The demarcation of Indigenous Lands is an ancestral right provided for in the Federal Constitution. Therefore, in addition to being essential for the conservation of all the country's biomes, the demarcation of territories is also central in the struggle for the rights of indigenous peoples and the maintenance of Brazilian democracy. According to Funai (National Foundation of Indigenous Peoples), there are around 680 regularised indigenous territories in Brazil and more than 200 are awaiting analysis to be demarcated.
During ATL 2023, indigenous peoples will focus their efforts on the struggle for the demarcation of 13 Indigenous Lands considered a priority. In December 2022, the transitional government set up the Original Peoples Working Group, with the participation of Apib, which identified these 13 Indigenous Lands that have no pending issues in their processes and are therefore ready to be ratified.

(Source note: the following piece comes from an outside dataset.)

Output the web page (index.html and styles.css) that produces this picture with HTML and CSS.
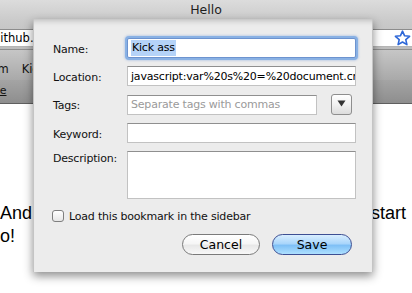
FILE: index.html
```html
<!DOCTYPE html>
<html>
<head>
<meta charset="utf-8">
<link rel="stylesheet" href="styles.css">
</head>
<body>
<div class="win">
  <div class="titlebar">Hello</div>
  <div class="toolbar">
    <div class="url">
      <span class="url-text">github.com/defunkt</span>
      <svg class="star" width="17" height="16" viewBox="0 0 17 16"><path d="M8.5 1.2 L10.6 5.8 L15.6 6.3 L11.8 9.6 L12.9 14.6 L8.5 12 L4.1 14.6 L5.2 9.6 L1.4 6.3 L6.4 5.8 Z" fill="#fff" stroke="#2d67d8" stroke-width="1.6" stroke-linejoin="round"/></svg>
    </div>
  </div>
  <div class="bookmarks"><span class="bm bm-first">Random</span><span class="bm">Kick ass</span></div>
  <div class="tabs"><span class="tab">Home</span></div>
  <div class="page">
    <p class="line"><span>And</span><span>start</span></p>
    <p class="line">o!</p>
  </div>

  <div class="sheet">
    <div class="form">
      <label class="lbl">Name:</label>
      <div class="field focused"><span class="sel">Kick ass</span></div>

      <label class="lbl">Location:</label>
      <div class="field">javascript:var%20s%20=%20document.createElement('script');</div>

      <label class="lbl">Tags:</label>
      <div class="tagrow">
        <div class="field tagfield"><span class="ph">Separate tags with commas</span></div>
        <div class="dd"><svg width="9" height="7" viewBox="0 0 9 7"><path d="M0.5 0.5 L8.5 0.5 L4.5 6.5 Z" fill="#333"/></svg></div>
      </div>

      <label class="lbl">Keyword:</label>
      <div class="field"></div>

      <label class="lbl lbl-top">Description:</label>
      <div class="field area"></div>
    </div>

    <div class="checkrow">
      <span class="cb"></span>
      <span class="cbtext">Load this bookmark in the sidebar</span>
    </div>

    <div class="btnrow">
      <button class="btn cancel">Cancel</button>
      <button class="btn save">Save</button>
    </div>
  </div>
</div>
</body>
</html>
```

FILE: styles.css
```css
* { box-sizing: border-box; }
html, body { margin: 0; padding: 0; }
body { width: 412px; height: 293px; overflow: hidden; background: #fff; }

.win {
  position: relative;
  width: 412px;
  height: 293px;
  overflow: hidden;
  font-family: "DejaVu Sans", sans-serif;
}

.titlebar {
  height: 20px;
  background: linear-gradient(#dcdcdc, #cbcbcb);
  text-align: center;
  font-size: 12.5px;
  line-height: 20px;
  color: #1e1e1e;
}

.toolbar {
  height: 29px;
  padding-top: 9px;
  background: linear-gradient(#cbcbcb, #bcbcbc);
}
.url {
  height: 18px;
  margin-right: -20px;
  display: flex;
  align-items: center;
  justify-content: space-between;
  background: #fff;
  border-top: 1px solid #8c8c8c;
  border-bottom: 1px solid #b5b5b5;
  overflow: hidden;
  padding-right: 20px;
}
.url-text {
  font-size: 11.5px;
  margin-left: -7px;
  color: #000;
  white-space: nowrap;
}
.star { margin-right: 1px; }

.bookmarks {
  height: 31px;
  border-top: 1px solid #8e8e8e;
  background: linear-gradient(#c6c6c6, #a9a9a9);
  display: flex;
  align-items: flex-end;
  gap: 13px;
  padding-bottom: 4px;
  font-size: 11.5px;
  color: #111;
  white-space: nowrap;
}
.bm-first { margin-left: -39px; }

.tabs {
  height: 24px;
  background: linear-gradient(#a4a4a4, #8e8e8e);
  border-bottom: 1px solid #5f5f5f;
  font-size: 11px;
  padding-top: 4px;
  white-space: nowrap;
}
.tab {
  display: inline-block;
  margin-left: -26px;
  text-decoration: underline;
  color: #111;
}

.page {
  padding-top: 98px;
  font-family: "Liberation Sans", Arial, sans-serif;
  font-size: 18px;
  line-height: 23px;
  color: #000;
}
.line { margin: 0; display: flex; justify-content: space-between; padding-right: 6px; }

/* Sheet */
.sheet {
  position: absolute;
  left: 33px;
  top: 19px;
  width: 340px;
  height: 253px;
  padding: 19px 17px 18px 20px;
  background: #ececec;
  border-left: 1px solid #c4c4c4;
  border-right: 1px solid #c4c4c4;
  box-shadow: 0 4px 9px rgba(0,0,0,0.45), inset 0 7px 6px -6px rgba(0,0,0,0.25);
  font-size: 11px;
  letter-spacing: -0.2px;
  color: #111;
}
.sheet .form, .sheet .checkrow, .sheet .btnrow { margin-left: -1px; margin-right: -1px; }

.form {
  display: grid;
  grid-template-columns: 74px 1fr;
  row-gap: 8px;
}
.lbl {
  display: flex;
  align-items: center;
  height: 20px;
  padding-top: 2px;
}
.lbl-top { align-items: flex-start; padding-top: 1px; }

.field {
  height: 20px;
  background: #fff;
  border: 1px solid #c2c2c2;
  border-top-color: #8f8f8f;
  padding: 0 3px;
  display: flex;
  align-items: center;
  white-space: nowrap;
  overflow: hidden;
  color: #000;
}
.field.focused {
  border: 1px solid #6d93cf;
  border-radius: 2px;
  box-shadow: 0 0 0 2px #89b1e4, 0 0 2px 3px rgba(120,160,220,0.35);
  padding-left: 3px;
}
.sel {
  background: #b5d3f8;
  padding: 1px 1px;
  line-height: 14px;
}
.tagrow {
  display: flex;
  justify-content: space-between;
  align-items: center;
  padding-right: 4px;
}
.tagfield { width: 190px; }
.ph { color: #9a9a9a; }
.dd {
  width: 21px;
  height: 21px;
  border: 1px solid #8e8e8e;
  border-radius: 3px;
  background: linear-gradient(#ffffff, #f1f1f1 50%, #dcdcdc);
  display: flex;
  align-items: center;
  justify-content: center;
  padding-bottom: 2px;
}
.area { height: 48px; }

.checkrow {
  margin-top: 11px;
  display: flex;
  align-items: center;
  gap: 5px;
  height: 12px;
}
.cb {
  width: 12px;
  height: 12px;
  margin-left: -1px;
  border: 1px solid #7f7f7f;
  border-radius: 3px;
  background: linear-gradient(#ffffff, #e6e6e6);
}
.cbtext { color: #111; }

.btnrow {
  margin-top: 12px;
  display: flex;
  justify-content: flex-end;
  gap: 12px;
  padding-right: 4px;
}
.btn {
  height: 21px;
  border-radius: 11px;
  font-family: "DejaVu Sans", sans-serif;
  font-size: 12.5px;
  letter-spacing: 0;
  color: #000;
  padding: 0;
  line-height: 19px;
}
.cancel {
  width: 78px;
  border: 1px solid #7a7a7a;
  background: linear-gradient(#ffffff, #f6f6f6 45%, #e8e8e8 55%, #f8f8f8);
}
.save {
  width: 80px;
  border: 1px solid #3d4f93;
  background: linear-gradient(#d9eeff, #aad6fb 45%, #7fc0f6 55%, #aee0ff);
}
```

With the demarcation of these 13 Indigenous Lands, Brazil would have more than 1.5 million hectares of new protected areas. They are the Indigenous Lands Uneixi, of the Makoto Tukano people, and Acapuri de Cima, of the Kokama people (both in Amazonas state); Arara do Rio Amônia, from the Arara people, and Rio Gregório, from the Katukina people (both in Acre); Morro dos Cavalos, from the Guarani people, and Toldo Imbu, from the Kaingang people (both in Santa Catarina); Kariri-Xokó, from the Kariri-Xokó people, and Xukuru-Kariri, from the Xukuru-Kariri people (both in Alagoas); Cacique Fontoura, from the Karajá people (Mato Grosso); Tremembé de Barra do Mundaú, from the Tremembé people (Ceará); Aldeia Velha, from the Pataxó people (Bahia); Potiguara de Monte-Mor, from the Potiguara people (Paraíba); and Rio dos Rios, from the Kaingang people (Rio Grande do Sul).